## What this task involves
Below is some material; set it all down exactly, apart from the pictures.

## Given information
** start **
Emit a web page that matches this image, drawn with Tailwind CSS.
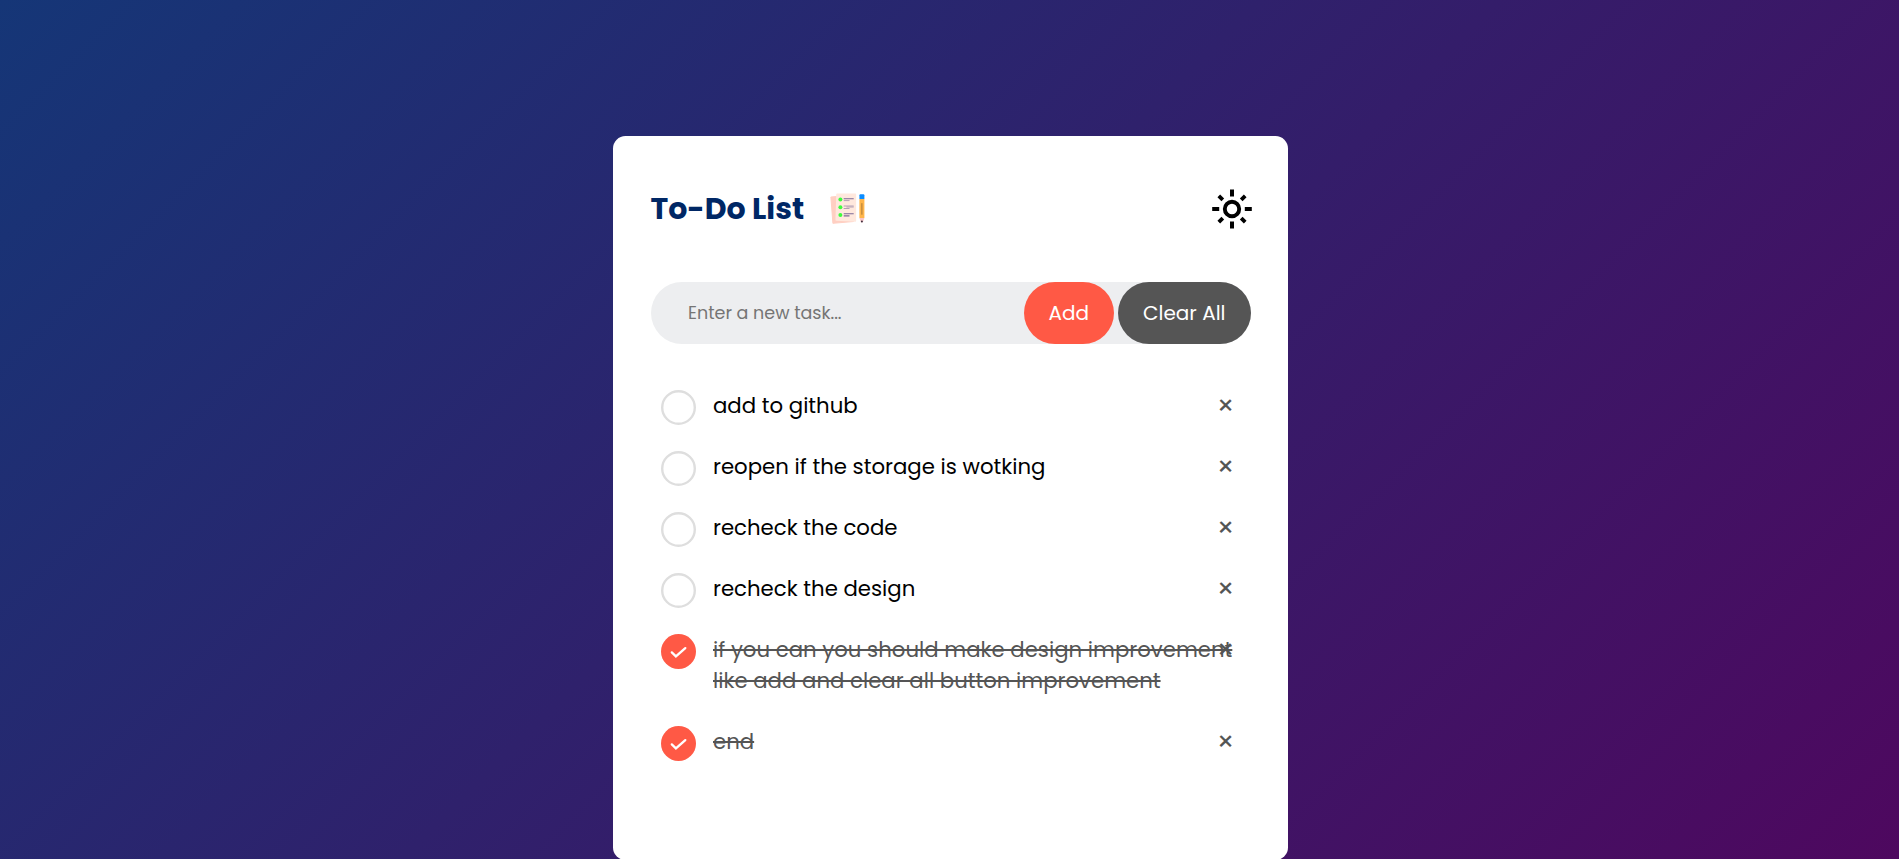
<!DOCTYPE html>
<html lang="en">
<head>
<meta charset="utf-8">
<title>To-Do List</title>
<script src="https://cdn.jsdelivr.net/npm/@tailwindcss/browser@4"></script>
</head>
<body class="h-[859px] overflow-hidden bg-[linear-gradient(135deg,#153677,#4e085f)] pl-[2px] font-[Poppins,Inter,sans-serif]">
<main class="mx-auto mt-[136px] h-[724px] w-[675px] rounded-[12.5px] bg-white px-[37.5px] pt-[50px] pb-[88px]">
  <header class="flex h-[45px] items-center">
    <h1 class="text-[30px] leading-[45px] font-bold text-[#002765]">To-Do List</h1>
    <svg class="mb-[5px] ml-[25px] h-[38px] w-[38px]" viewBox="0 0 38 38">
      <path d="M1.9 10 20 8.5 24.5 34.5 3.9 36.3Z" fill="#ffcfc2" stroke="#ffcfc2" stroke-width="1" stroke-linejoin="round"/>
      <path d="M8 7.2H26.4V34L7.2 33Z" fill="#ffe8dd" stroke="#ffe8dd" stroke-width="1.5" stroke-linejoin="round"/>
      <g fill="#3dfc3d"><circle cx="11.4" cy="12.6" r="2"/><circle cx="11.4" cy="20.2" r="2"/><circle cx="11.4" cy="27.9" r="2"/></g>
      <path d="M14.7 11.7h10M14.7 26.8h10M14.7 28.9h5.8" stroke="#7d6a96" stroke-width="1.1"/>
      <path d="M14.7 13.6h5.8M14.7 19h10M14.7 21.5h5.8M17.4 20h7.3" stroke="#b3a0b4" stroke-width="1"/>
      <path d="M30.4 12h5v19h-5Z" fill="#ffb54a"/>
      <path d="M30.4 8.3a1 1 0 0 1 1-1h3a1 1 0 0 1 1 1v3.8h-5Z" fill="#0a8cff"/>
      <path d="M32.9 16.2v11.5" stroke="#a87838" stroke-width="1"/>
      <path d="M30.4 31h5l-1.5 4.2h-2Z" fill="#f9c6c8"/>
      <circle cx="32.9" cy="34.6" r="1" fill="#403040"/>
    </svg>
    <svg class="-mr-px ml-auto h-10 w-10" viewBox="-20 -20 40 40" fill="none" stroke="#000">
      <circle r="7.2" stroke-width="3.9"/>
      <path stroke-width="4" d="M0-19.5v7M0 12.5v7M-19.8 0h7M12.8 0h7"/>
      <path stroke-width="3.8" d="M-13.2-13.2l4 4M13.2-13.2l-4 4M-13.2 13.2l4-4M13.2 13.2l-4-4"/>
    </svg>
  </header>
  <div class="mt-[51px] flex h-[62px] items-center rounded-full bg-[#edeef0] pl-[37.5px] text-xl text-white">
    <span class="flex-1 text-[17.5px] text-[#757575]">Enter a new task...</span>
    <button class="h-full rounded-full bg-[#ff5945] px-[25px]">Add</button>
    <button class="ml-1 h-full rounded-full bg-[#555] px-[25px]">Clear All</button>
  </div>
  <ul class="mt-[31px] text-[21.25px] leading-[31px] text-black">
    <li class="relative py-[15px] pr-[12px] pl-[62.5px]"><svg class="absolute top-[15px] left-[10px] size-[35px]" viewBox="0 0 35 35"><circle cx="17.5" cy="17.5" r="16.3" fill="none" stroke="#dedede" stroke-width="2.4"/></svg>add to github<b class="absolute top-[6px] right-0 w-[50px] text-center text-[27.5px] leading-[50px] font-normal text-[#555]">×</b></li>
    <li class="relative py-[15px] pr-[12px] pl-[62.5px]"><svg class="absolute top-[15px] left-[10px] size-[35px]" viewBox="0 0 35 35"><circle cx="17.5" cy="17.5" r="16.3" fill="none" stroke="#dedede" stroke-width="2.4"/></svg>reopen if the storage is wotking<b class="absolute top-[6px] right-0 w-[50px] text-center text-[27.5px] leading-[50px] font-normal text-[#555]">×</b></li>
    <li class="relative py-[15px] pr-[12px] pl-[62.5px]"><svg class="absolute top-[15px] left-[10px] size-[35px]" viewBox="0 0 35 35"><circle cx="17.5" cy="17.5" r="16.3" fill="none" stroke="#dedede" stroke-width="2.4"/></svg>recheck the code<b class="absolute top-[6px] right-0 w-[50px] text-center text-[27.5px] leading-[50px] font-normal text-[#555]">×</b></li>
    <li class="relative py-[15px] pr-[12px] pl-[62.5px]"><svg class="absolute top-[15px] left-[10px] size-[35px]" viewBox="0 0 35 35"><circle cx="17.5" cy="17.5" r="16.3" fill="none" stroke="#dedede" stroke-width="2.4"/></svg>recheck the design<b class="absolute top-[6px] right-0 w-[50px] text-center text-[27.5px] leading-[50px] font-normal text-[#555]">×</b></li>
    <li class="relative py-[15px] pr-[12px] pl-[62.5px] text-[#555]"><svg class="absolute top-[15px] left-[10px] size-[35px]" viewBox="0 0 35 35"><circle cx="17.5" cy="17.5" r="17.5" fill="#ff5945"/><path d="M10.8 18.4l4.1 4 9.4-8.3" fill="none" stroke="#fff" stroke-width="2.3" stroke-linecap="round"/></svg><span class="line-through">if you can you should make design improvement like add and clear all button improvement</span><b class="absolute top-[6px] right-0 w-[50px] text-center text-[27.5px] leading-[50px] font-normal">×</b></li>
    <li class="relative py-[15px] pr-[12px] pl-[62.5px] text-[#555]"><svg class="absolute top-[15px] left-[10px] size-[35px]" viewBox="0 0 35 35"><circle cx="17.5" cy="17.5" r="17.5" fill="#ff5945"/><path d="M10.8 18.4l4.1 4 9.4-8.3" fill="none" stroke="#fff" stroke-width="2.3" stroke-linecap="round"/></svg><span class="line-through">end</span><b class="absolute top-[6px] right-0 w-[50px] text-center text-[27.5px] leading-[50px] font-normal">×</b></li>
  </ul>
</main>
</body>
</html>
** end **
## The reply
Emit a web page that matches this image, drawn with Tailwind CSS.
<!DOCTYPE html>
<html lang="en">
<head>
<meta charset="utf-8">
<title>To-Do List</title>
<script src="https://cdn.jsdelivr.net/npm/@tailwindcss/browser@4"></script>
</head>
<body class="h-[859px] overflow-hidden bg-[linear-gradient(135deg,#153677,#4e085f)] pl-[2px] font-[Poppins,Inter,sans-serif]">
<main class="mx-auto mt-[136px] h-[724px] w-[675px] rounded-[12.5px] bg-white px-[37.5px] pt-[50px] pb-[88px]">
  <header class="flex h-[45px] items-center">
    <h1 class="text-[30px] leading-[45px] font-bold text-[#002765]">To-Do List</h1>
    <svg class="mb-[5px] ml-[25px] h-[38px] w-[38px]" viewBox="0 0 38 38">
      <path d="M1.9 10 20 8.5 24.5 34.5 3.9 36.3Z" fill="#ffcfc2" stroke="#ffcfc2" stroke-width="1" stroke-linejoin="round"/>
      <path d="M8 7.2H26.4V34L7.2 33Z" fill="#ffe8dd" stroke="#ffe8dd" stroke-width="1.5" stroke-linejoin="round"/>
      <g fill="#3dfc3d"><circle cx="11.4" cy="12.6" r="2"/><circle cx="11.4" cy="20.2" r="2"/><circle cx="11.4" cy="27.9" r="2"/></g>
      <path d="M14.7 11.7h10M14.7 26.8h10M14.7 28.9h5.8" stroke="#7d6a96" stroke-width="1.1"/>
      <path d="M14.7 13.6h5.8M14.7 19h10M14.7 21.5h5.8M17.4 20h7.3" stroke="#b3a0b4" stroke-width="1"/>
      <path d="M30.4 12h5v19h-5Z" fill="#ffb54a"/>
      <path d="M30.4 8.3a1 1 0 0 1 1-1h3a1 1 0 0 1 1 1v3.8h-5Z" fill="#0a8cff"/>
      <path d="M32.9 16.2v11.5" stroke="#a87838" stroke-width="1"/>
      <path d="M30.4 31h5l-1.5 4.2h-2Z" fill="#f9c6c8"/>
      <circle cx="32.9" cy="34.6" r="1" fill="#403040"/>
    </svg>
    <svg class="-mr-px ml-auto h-10 w-10" viewBox="-20 -20 40 40" fill="none" stroke="#000">
      <circle r="7.2" stroke-width="3.9"/>
      <path stroke-width="4" d="M0-19.5v7M0 12.5v7M-19.8 0h7M12.8 0h7"/>
      <path stroke-width="3.8" d="M-13.2-13.2l4 4M13.2-13.2l-4 4M-13.2 13.2l4-4M13.2 13.2l-4-4"/>
    </svg>
  </header>
  <div class="mt-[51px] flex h-[62px] items-center rounded-full bg-[#edeef0] pl-[37.5px] text-xl text-white">
    <span class="flex-1 text-[17.5px] text-[#757575]">Enter a new task...</span>
    <button class="h-full rounded-full bg-[#ff5945] px-[25px]">Add</button>
    <button class="ml-1 h-full rounded-full bg-[#555] px-[25px]">Clear All</button>
  </div>
  <ul class="mt-[31px] text-[21.25px] leading-[31px] text-black">
    <li class="relative py-[15px] pr-[12px] pl-[62.5px]"><svg class="absolute top-[15px] left-[10px] size-[35px]" viewBox="0 0 35 35"><circle cx="17.5" cy="17.5" r="16.3" fill="none" stroke="#dedede" stroke-width="2.4"/></svg>add to github<b class="absolute top-[6px] right-0 w-[50px] text-center text-[27.5px] leading-[50px] font-normal text-[#555]">×</b></li>
    <li class="relative py-[15px] pr-[12px] pl-[62.5px]"><svg class="absolute top-[15px] left-[10px] size-[35px]" viewBox="0 0 35 35"><circle cx="17.5" cy="17.5" r="16.3" fill="none" stroke="#dedede" stroke-width="2.4"/></svg>reopen if the storage is wotking<b class="absolute top-[6px] right-0 w-[50px] text-center text-[27.5px] leading-[50px] font-normal text-[#555]">×</b></li>
    <li class="relative py-[15px] pr-[12px] pl-[62.5px]"><svg class="absolute top-[15px] left-[10px] size-[35px]" viewBox="0 0 35 35"><circle cx="17.5" cy="17.5" r="16.3" fill="none" stroke="#dedede" stroke-width="2.4"/></svg>recheck the code<b class="absolute top-[6px] right-0 w-[50px] text-center text-[27.5px] leading-[50px] font-normal text-[#555]">×</b></li>
    <li class="relative py-[15px] pr-[12px] pl-[62.5px]"><svg class="absolute top-[15px] left-[10px] size-[35px]" viewBox="0 0 35 35"><circle cx="17.5" cy="17.5" r="16.3" fill="none" stroke="#dedede" stroke-width="2.4"/></svg>recheck the design<b class="absolute top-[6px] right-0 w-[50px] text-center text-[27.5px] leading-[50px] font-normal text-[#555]">×</b></li>
    <li class="relative py-[15px] pr-[12px] pl-[62.5px] text-[#555]"><svg class="absolute top-[15px] left-[10px] size-[35px]" viewBox="0 0 35 35"><circle cx="17.5" cy="17.5" r="17.5" fill="#ff5945"/><path d="M10.8 18.4l4.1 4 9.4-8.3" fill="none" stroke="#fff" stroke-width="2.3" stroke-linecap="round"/></svg><span class="line-through">if you can you should make design improvement like add and clear all button improvement</span><b class="absolute top-[6px] right-0 w-[50px] text-center text-[27.5px] leading-[50px] font-normal">×</b></li>
    <li class="relative py-[15px] pr-[12px] pl-[62.5px] text-[#555]"><svg class="absolute top-[15px] left-[10px] size-[35px]" viewBox="0 0 35 35"><circle cx="17.5" cy="17.5" r="17.5" fill="#ff5945"/><path d="M10.8 18.4l4.1 4 9.4-8.3" fill="none" stroke="#fff" stroke-width="2.3" stroke-linecap="round"/></svg><span class="line-through">end</span><b class="absolute top-[6px] right-0 w-[50px] text-center text-[27.5px] leading-[50px] font-normal">×</b></li>
  </ul>
</main>
</body>
</html>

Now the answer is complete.